Oozi: Earth Adventure Episode 1
- Xbox Live Indie Game - 80 Microsoft Points (£0.68)
While all the supercool kids with their Super Nintendos were busy harping on about Super Mario World back in 1993, the Amiga-owning portion of the world were having a completely super time with Superfrog, thank-you-very-much.
But while Mario continues to stride across the world like a beaming tubby colossus, the memory of poor old underrated Superfrog only lingers in the minds of the most nostalgic Amigaphiles - and possibly the developer of Oozi: Earth Adventure.
Although the similarity is probably coincidental, Awesome Games Studio's determination to make its indie platformer look and play like Team 17's forgotten classic is uncanny.
With a similar graphic style and breezy colour scheme, familiar floaty jump mechanic and simple kleptomaniacal gameplay, you'll bound around cheerfully with a spring in your step and a song in your heart.
And the best thing about it is the ridiculous price. Despite offering the kind of warm-hearted side-scrolling platforming thrills that would have once graced the front covers of magazines, all this can be yours for the price of a chocolate bar. Ok, Oozi might well sport the most sickeningly cheesy grin of any game character ever, but don't hold that against him.
7/10
GO Series: Earth Saver
- DSiWare - 500 DSiWare Points (£4.50)
How many times does the average gamer have to save the Earth in their lifetime? I've been at this lark for about 30 years now, and I'm definitely well into four figures.
And yet despite the inexorable monotony of having to protect your sorry arses from imminent doom on a regular basis, I find myself curiously unable to stop playing Earth Saver.
Fortunately the premise is the only boring thing about Tom Create's hideously addictive little action puzzler. The idea is to blow up a meteor that's hurtling towards Earth, but in sufficiently small chunks that they burn up on re-entry.

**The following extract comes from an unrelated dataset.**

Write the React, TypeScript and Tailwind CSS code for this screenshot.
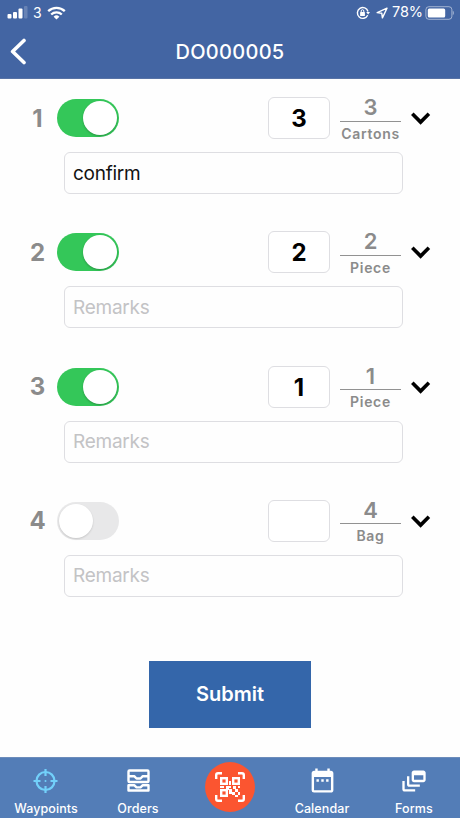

To do this, you have to guide your little space dude around fault lines, and place explosive charges en route so that the cracks deepen, and the rock falls away. With time firmly against you, quick, accurate bomb-placement is crucial
Bumble along tardily whistling the theme tune to The Great Escape, and it'll be a fiery death for mankind, but if you rush through carelessly plopping bombs down willy-nilly, you run the risk of sending giant chunks of rock hurtling towards the ground.
As a result, the line between heroic acts of rescue, and hapless mass murder is wafer thin, and so begins a mini-obsession with blowing up little chunks of rock against the clock. Still not convinced? Then how does Qix-meets-Bomberman grab you?